▶ [DIRECTIONS FOR THIS TASK] Quote the whole listing exactly. Leave the pictures out of your copy.

▶ [SOURCE DATA]
□ □ □ □ □
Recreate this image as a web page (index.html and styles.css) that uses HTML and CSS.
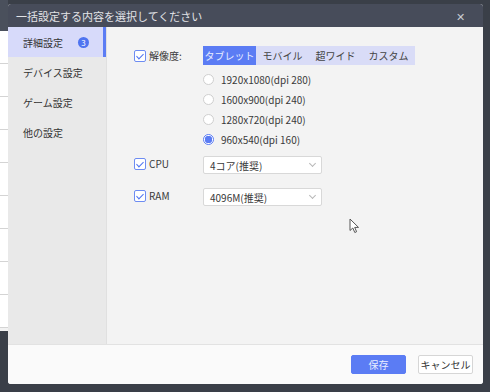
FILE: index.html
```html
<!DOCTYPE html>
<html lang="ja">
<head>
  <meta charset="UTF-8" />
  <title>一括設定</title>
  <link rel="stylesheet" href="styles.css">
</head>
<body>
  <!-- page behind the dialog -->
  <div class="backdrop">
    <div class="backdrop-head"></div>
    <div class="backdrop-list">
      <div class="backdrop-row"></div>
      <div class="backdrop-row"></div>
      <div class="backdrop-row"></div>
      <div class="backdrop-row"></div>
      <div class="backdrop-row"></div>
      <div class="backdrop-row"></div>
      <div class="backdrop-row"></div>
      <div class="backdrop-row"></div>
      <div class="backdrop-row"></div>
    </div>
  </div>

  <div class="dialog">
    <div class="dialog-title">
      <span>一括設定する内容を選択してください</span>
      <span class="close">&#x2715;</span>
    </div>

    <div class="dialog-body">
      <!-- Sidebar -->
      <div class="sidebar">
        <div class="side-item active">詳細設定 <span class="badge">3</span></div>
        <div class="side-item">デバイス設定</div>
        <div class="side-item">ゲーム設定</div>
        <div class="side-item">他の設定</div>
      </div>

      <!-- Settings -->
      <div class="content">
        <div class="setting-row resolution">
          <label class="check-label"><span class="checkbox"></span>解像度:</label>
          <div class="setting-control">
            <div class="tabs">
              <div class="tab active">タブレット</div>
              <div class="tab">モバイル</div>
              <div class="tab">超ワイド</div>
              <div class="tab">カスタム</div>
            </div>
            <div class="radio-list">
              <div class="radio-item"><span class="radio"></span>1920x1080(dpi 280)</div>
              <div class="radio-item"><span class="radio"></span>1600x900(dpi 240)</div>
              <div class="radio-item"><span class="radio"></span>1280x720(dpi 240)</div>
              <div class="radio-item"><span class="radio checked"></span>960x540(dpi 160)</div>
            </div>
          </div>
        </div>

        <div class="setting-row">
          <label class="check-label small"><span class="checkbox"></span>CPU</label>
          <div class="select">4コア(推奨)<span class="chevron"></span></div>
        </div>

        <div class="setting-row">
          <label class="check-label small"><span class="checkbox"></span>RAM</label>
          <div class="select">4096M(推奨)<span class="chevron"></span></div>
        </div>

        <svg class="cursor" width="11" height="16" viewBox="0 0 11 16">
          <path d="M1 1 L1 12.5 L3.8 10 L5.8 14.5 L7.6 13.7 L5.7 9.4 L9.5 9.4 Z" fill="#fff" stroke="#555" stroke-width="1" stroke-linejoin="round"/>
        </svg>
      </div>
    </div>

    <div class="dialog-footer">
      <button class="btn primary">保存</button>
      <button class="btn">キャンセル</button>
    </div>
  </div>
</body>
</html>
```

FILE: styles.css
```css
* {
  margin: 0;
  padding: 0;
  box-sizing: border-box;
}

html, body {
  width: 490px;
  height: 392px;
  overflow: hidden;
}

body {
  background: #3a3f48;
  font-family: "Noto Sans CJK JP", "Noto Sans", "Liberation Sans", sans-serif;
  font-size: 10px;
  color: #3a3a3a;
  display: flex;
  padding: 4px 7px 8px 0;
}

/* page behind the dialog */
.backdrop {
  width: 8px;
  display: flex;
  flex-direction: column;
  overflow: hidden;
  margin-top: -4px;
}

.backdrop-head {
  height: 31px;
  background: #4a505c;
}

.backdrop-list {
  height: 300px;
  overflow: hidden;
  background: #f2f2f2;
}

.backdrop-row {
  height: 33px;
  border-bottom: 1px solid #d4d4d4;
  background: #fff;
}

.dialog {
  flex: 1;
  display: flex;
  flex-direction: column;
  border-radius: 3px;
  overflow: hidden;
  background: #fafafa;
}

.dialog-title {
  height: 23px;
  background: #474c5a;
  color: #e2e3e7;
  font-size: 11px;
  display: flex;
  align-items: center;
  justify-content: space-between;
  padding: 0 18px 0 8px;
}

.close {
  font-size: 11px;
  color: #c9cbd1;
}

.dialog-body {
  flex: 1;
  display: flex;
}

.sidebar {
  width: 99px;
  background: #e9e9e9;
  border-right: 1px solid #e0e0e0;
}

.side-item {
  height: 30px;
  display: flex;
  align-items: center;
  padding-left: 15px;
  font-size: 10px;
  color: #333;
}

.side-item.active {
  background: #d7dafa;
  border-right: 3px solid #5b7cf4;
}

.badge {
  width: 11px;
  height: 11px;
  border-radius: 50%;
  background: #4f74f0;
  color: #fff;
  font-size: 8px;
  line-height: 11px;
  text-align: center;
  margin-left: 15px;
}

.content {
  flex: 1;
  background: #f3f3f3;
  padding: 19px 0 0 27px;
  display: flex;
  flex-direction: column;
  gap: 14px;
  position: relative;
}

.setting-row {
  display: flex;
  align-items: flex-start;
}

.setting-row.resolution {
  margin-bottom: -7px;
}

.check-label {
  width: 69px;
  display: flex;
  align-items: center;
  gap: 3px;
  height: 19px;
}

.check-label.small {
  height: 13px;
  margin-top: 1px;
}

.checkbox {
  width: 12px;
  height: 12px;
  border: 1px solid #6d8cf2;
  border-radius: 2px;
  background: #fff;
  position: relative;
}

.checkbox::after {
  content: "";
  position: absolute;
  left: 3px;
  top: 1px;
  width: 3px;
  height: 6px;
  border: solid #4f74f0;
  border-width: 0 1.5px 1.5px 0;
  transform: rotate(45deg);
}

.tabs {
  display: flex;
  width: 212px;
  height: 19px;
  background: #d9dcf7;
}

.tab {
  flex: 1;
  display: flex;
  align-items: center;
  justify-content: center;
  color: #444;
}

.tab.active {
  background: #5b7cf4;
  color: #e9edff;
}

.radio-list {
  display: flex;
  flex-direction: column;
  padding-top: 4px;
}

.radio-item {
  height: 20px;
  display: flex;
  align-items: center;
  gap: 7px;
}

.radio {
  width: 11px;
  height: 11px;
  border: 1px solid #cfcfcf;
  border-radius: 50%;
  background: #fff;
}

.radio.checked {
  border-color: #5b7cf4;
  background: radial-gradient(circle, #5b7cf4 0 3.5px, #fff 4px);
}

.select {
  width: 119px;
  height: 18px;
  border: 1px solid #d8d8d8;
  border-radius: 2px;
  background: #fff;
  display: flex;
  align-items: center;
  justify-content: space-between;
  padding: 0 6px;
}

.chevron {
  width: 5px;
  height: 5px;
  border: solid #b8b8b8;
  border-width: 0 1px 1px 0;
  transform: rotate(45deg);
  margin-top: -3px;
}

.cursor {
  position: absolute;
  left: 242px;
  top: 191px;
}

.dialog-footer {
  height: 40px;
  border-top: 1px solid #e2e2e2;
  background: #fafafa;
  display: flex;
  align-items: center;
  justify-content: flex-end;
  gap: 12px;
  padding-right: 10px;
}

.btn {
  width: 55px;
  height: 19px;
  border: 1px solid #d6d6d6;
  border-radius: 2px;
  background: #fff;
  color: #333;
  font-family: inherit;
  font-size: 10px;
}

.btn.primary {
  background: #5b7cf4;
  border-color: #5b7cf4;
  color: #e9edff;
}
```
□ □ □ □ □
▶ [WORKED ANSWER]
Recreate this image as a web page (index.html and styles.css) that uses HTML and CSS.
FILE: index.html
```html
<!DOCTYPE html>
<html lang="ja">
<head>
  <meta charset="UTF-8" />
  <title>一括設定</title>
  <link rel="stylesheet" href="styles.css">
</head>
<body>
  <!-- page behind the dialog -->
  <div class="backdrop">
    <div class="backdrop-head"></div>
    <div class="backdrop-list">
      <div class="backdrop-row"></div>
      <div class="backdrop-row"></div>
      <div class="backdrop-row"></div>
      <div class="backdrop-row"></div>
      <div class="backdrop-row"></div>
      <div class="backdrop-row"></div>
      <div class="backdrop-row"></div>
      <div class="backdrop-row"></div>
      <div class="backdrop-row"></div>
    </div>
  </div>

  <div class="dialog">
    <div class="dialog-title">
      <span>一括設定する内容を選択してください</span>
      <span class="close">&#x2715;</span>
    </div>

    <div class="dialog-body">
      <!-- Sidebar -->
      <div class="sidebar">
        <div class="side-item active">詳細設定 <span class="badge">3</span></div>
        <div class="side-item">デバイス設定</div>
        <div class="side-item">ゲーム設定</div>
        <div class="side-item">他の設定</div>
      </div>

      <!-- Settings -->
      <div class="content">
        <div class="setting-row resolution">
          <label class="check-label"><span class="checkbox"></span>解像度:</label>
          <div class="setting-control">
            <div class="tabs">
              <div class="tab active">タブレット</div>
              <div class="tab">モバイル</div>
              <div class="tab">超ワイド</div>
              <div class="tab">カスタム</div>
            </div>
            <div class="radio-list">
              <div class="radio-item"><span class="radio"></span>1920x1080(dpi 280)</div>
              <div class="radio-item"><span class="radio"></span>1600x900(dpi 240)</div>
              <div class="radio-item"><span class="radio"></span>1280x720(dpi 240)</div>
              <div class="radio-item"><span class="radio checked"></span>960x540(dpi 160)</div>
            </div>
          </div>
        </div>

        <div class="setting-row">
          <label class="check-label small"><span class="checkbox"></span>CPU</label>
          <div class="select">4コア(推奨)<span class="chevron"></span></div>
        </div>

        <div class="setting-row">
          <label class="check-label small"><span class="checkbox"></span>RAM</label>
          <div class="select">4096M(推奨)<span class="chevron"></span></div>
        </div>

        <svg class="cursor" width="11" height="16" viewBox="0 0 11 16">
          <path d="M1 1 L1 12.5 L3.8 10 L5.8 14.5 L7.6 13.7 L5.7 9.4 L9.5 9.4 Z" fill="#fff" stroke="#555" stroke-width="1" stroke-linejoin="round"/>
        </svg>
      </div>
    </div>

    <div class="dialog-footer">
      <button class="btn primary">保存</button>
      <button class="btn">キャンセル</button>
    </div>
  </div>
</body>
</html>
```

FILE: styles.css
```css
* {
  margin: 0;
  padding: 0;
  box-sizing: border-box;
}

html, body {
  width: 490px;
  height: 392px;
  overflow: hidden;
}

body {
  background: #3a3f48;
  font-family: "Noto Sans CJK JP", "Noto Sans", "Liberation Sans", sans-serif;
  font-size: 10px;
  color: #3a3a3a;
  display: flex;
  padding: 4px 7px 8px 0;
}

/* page behind the dialog */
.backdrop {
  width: 8px;
  display: flex;
  flex-direction: column;
  overflow: hidden;
  margin-top: -4px;
}

.backdrop-head {
  height: 31px;
  background: #4a505c;
}

.backdrop-list {
  height: 300px;
  overflow: hidden;
  background: #f2f2f2;
}

.backdrop-row {
  height: 33px;
  border-bottom: 1px solid #d4d4d4;
  background: #fff;
}

.dialog {
  flex: 1;
  display: flex;
  flex-direction: column;
  border-radius: 3px;
  overflow: hidden;
  background: #fafafa;
}

.dialog-title {
  height: 23px;
  background: #474c5a;
  color: #e2e3e7;
  font-size: 11px;
  display: flex;
  align-items: center;
  justify-content: space-between;
  padding: 0 18px 0 8px;
}

.close {
  font-size: 11px;
  color: #c9cbd1;
}

.dialog-body {
  flex: 1;
  display: flex;
}

.sidebar {
  width: 99px;
  background: #e9e9e9;
  border-right: 1px solid #e0e0e0;
}

.side-item {
  height: 30px;
  display: flex;
  align-items: center;
  padding-left: 15px;
  font-size: 10px;
  color: #333;
}

.side-item.active {
  background: #d7dafa;
  border-right: 3px solid #5b7cf4;
}

.badge {
  width: 11px;
  height: 11px;
  border-radius: 50%;
  background: #4f74f0;
  color: #fff;
  font-size: 8px;
  line-height: 11px;
  text-align: center;
  margin-left: 15px;
}

.content {
  flex: 1;
  background: #f3f3f3;
  padding: 19px 0 0 27px;
  display: flex;
  flex-direction: column;
  gap: 14px;
  position: relative;
}

.setting-row {
  display: flex;
  align-items: flex-start;
}

.setting-row.resolution {
  margin-bottom: -7px;
}

.check-label {
  width: 69px;
  display: flex;
  align-items: center;
  gap: 3px;
  height: 19px;
}

.check-label.small {
  height: 13px;
  margin-top: 1px;
}

.checkbox {
  width: 12px;
  height: 12px;
  border: 1px solid #6d8cf2;
  border-radius: 2px;
  background: #fff;
  position: relative;
}

.checkbox::after {
  content: "";
  position: absolute;
  left: 3px;
  top: 1px;
  width: 3px;
  height: 6px;
  border: solid #4f74f0;
  border-width: 0 1.5px 1.5px 0;
  transform: rotate(45deg);
}

.tabs {
  display: flex;
  width: 212px;
  height: 19px;
  background: #d9dcf7;
}

.tab {
  flex: 1;
  display: flex;
  align-items: center;
  justify-content: center;
  color: #444;
}

.tab.active {
  background: #5b7cf4;
  color: #e9edff;
}

.radio-list {
  display: flex;
  flex-direction: column;
  padding-top: 4px;
}

.radio-item {
  height: 20px;
  display: flex;
  align-items: center;
  gap: 7px;
}

.radio {
  width: 11px;
  height: 11px;
  border: 1px solid #cfcfcf;
  border-radius: 50%;
  background: #fff;
}

.radio.checked {
  border-color: #5b7cf4;
  background: radial-gradient(circle, #5b7cf4 0 3.5px, #fff 4px);
}

.select {
  width: 119px;
  height: 18px;
  border: 1px solid #d8d8d8;
  border-radius: 2px;
  background: #fff;
  display: flex;
  align-items: center;
  justify-content: space-between;
  padding: 0 6px;
}

.chevron {
  width: 5px;
  height: 5px;
  border: solid #b8b8b8;
  border-width: 0 1px 1px 0;
  transform: rotate(45deg);
  margin-top: -3px;
}

.cursor {
  position: absolute;
  left: 242px;
  top: 191px;
}

.dialog-footer {
  height: 40px;
  border-top: 1px solid #e2e2e2;
  background: #fafafa;
  display: flex;
  align-items: center;
  justify-content: flex-end;
  gap: 12px;
  padding-right: 10px;
}

.btn {
  width: 55px;
  height: 19px;
  border: 1px solid #d6d6d6;
  border-radius: 2px;
  background: #fff;
  color: #333;
  font-family: inherit;
  font-size: 10px;
}

.btn.primary {
  background: #5b7cf4;
  border-color: #5b7cf4;
  color: #e9edff;
}
```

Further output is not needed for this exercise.